Well, guess what?! While we may be the main reason for their propagation, we are also the solution in helping to keep these pests from spreading. So here are 6 tips for saying no to pesky Hungry Pests.
- Only buy plants from reputable sources, such as established nurseries or online businesses. Ask where they buy their plants and if they comply with federal quarantine restrictions. Fly-by-night dealers, whether in your neighborhood or online, may not be doing what is required to keep plants free of invasive pests.
- If you live in the northeast section of the country, (like I do), inspect lawn furniture, fences, walls and other outdoor items for gypsy moth egg masses. Remove and immerse gypsy moth egg masses in soapy water. This is especially important before moving outdoor items to areas outside your property. Gypsy moths eat more than 300 species of trees and shrubs, including fruit trees. Early detection is key to controlling them, so report findings to federal or state agricultural officials.
- Call your local USDA office to find out how to safely dispose of trees, branches or other yard debris. Moving such material to areas outside your property could spread invasive pests. Make sure any contractors you are working with also follow these procedures. For a list of local USDA offices, visit http://www.aphis.usda.gov/planthealth/sphd.

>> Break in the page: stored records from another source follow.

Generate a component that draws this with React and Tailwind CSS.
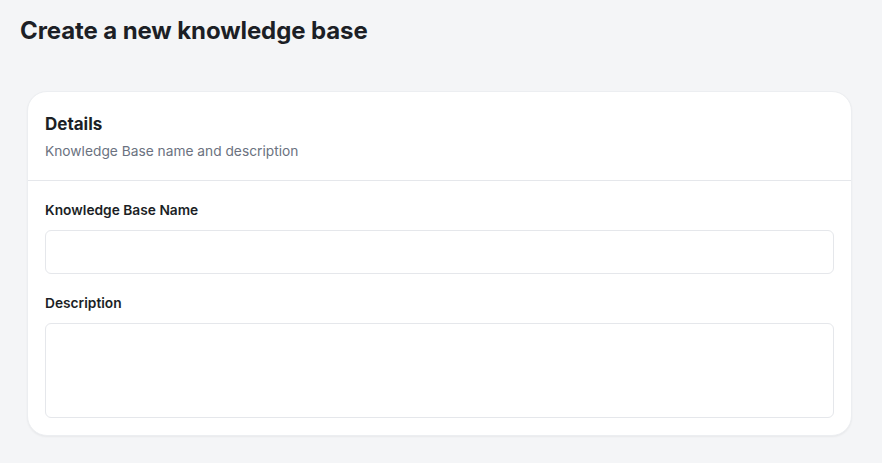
export default function App() {
  return (
    <div className="min-h-[463px] bg-[#f4f5f7] text-[#1c1f26]" style={{ fontFamily: "Inter, 'Noto Sans', sans-serif" }}>
      <div className="pt-[15px] pl-[20px]">
        <h1 className="text-[24px] leading-[32px] font-bold tracking-[-0.1px]">Create a new knowledge base</h1>
      </div>
      <div className="ml-[27px] mr-[30px] mt-[44px] rounded-[20px] bg-white shadow-[0_1px_2px_rgba(0,0,0,0.05)] border border-[#eceef1]">
        <div className="px-[17px] pt-[20px] pb-[19px] border-b border-[#e5e7eb]">
          <div className="text-[17px] leading-[24px] font-bold">Details</div>
          <div className="mt-[5px] text-[13.75px] leading-[20px] text-[#6b7280]">Knowledge Base name and description</div>
        </div>
        <div className="px-[17px] pt-[19px] pb-[17px]">
          <label className="block text-[13.75px] leading-[20px] font-semibold">Knowledge Base Name</label>
          <input className="mt-[10px] block w-full h-[44px] rounded-[6px] border border-[#e5e7eb] bg-white outline-none" />
          <label className="mt-[19px] block text-[13.75px] leading-[20px] font-semibold">Description</label>
          <textarea className="mt-[10px] block w-full h-[95px] rounded-[6px] border border-[#e5e7eb] bg-white outline-none resize-none" />
        </div>
      </div>
    </div>
  );
}
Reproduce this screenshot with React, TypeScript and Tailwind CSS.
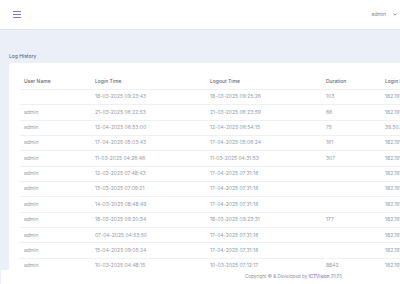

- Look for round and D-shaped holes in trees, especially in the late spring and summer months. They could be the exit holes of Asian longhorned beetles or emerald ash borers. Also look for yellow, thin or wilted leaves, shoots growing from roots or tree trunks, sawdust-like material on the ground or in branches, and unusual woodpecker activity. If you see something that looks suspicious, be safe and report it using the “Report a Pest” button found on the home page of the Hungry Pests’ website.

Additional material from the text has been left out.